If you think of old fables and stories that we can look back on now and draw lessons from (fairy/folk tales, religious texts, legends), you can see how their themes and allegories influenced human societies. But they weren't perfect, sometimes the lessons are open to interpretation for better or worse.
Wipe all of that away. If you could decide which books were going to be the new Foundational Myths of a post apocalyptic world, which would you choose?
by Vesinh51
26 Comments
The wheel of time shaped my teenage sense of self without realizing it myself so I’ll go there?
Clan of the Cave Bear
East of Eden
The lord of the rings
Pierce Brown and Brandon Sanderson
LOTR, Narnia
The Discworld novels of Sir Terry Pratchett.
‘Sin begins when you treat people as things’
I would choose the ancient myths, but since your question disallows that, Shakespeare, Borges, and Proust spring to mind.
Anything Madeline Miller
Pratchett.
Stormlight archives
Because you are preserving not just the set of books but another set of books within the books
The Dispossessed and The Left Hand of Darkness would be a good start.Â
The Collected Works of Chuck Tingle
The Master of Mankind by Aaron Dembski-Bowden
The Foundation books
The Dark Tower
Accounts of the Holocaust
Book of the new sun
The Road, Blood Meridian, East of Eden
Les Misérables, without a doubt. It has all, mercy, redemption, justice, and the persistence of hope in the face of cruelty.

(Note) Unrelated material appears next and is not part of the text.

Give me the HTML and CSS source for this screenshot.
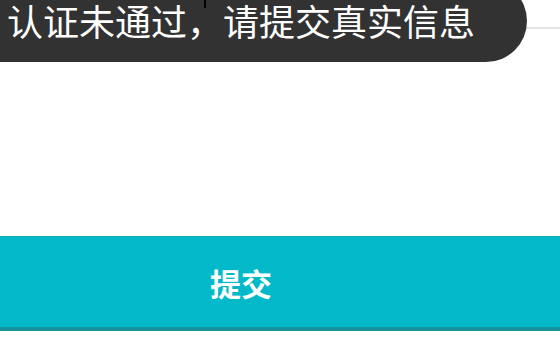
FILE: index.html
```html
<!DOCTYPE html>
<html lang="zh-CN">
<head>
    <meta charset="UTF-8">
    <meta name="viewport" content="width=device-width, initial-scale=1.0">
    <link rel="stylesheet" href="styles.css">
    <title>认证</title>
</head>
<body>

    <div class="form">
        <div class="field"></div>
        <button class="submit">提交</button>
    </div>

    <div class="toast">
        <div class="toast-text">认证未通过，请提交真实信息</div>
    </div>
    <div class="caret"></div>

</body>
</html>
```

FILE: styles.css
```css
body {
    margin: 0;
    background-color: #ffffff;
    font-family: "Noto Sans CJK SC", "Noto Sans", sans-serif;
}

.form {
    display: flex;
    flex-direction: column;
}

.field {
    height: 27px;
    border-bottom: 2px solid #e4e4e4;
}

.submit {
    margin-top: 207px;
    height: 95px;
    border: none;
    border-top: 1px solid #12a9b6;
    border-bottom: 4px solid #17939e;
    background-color: #02b9c9;
    color: #ffffff;
    font-family: inherit;
    font-size: 31px;
    font-weight: bold;
    padding: 0 78px 0 0;
    box-shadow: 0 2px 2px rgba(0, 200, 230, 0.08);
}

.toast {
    position: absolute;
    top: -20px;
    left: -40px;
    width: 567px;
    height: 82px;
    border-radius: 41px;
    background-color: #323232;
    box-sizing: border-box;
    padding: 21px 0 0 47px;
}

.toast-text {
    color: #ffffff;
    font-size: 36px;
    line-height: 38px;
    white-space: nowrap;
}

.caret {
    position: absolute;
    top: 0;
    left: 204px;
    width: 2px;
    height: 8px;
    background-color: #000000;
}
```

The Thomas the Tank Engine books and the American Girl books
Berserk
I think *Star Wars* and *The Empire Strikes Back* will survive. Lists of the titles of the other works in that universe will survive, and people will imagine what the rest of that Epic Cycle actually looked like.
The Lord of the Rings, The Chronicles of Narnia, and Harry Potter.
The Hunger Games trilogy
Shakespeare.
The Stand would probably make people think this happens all the time.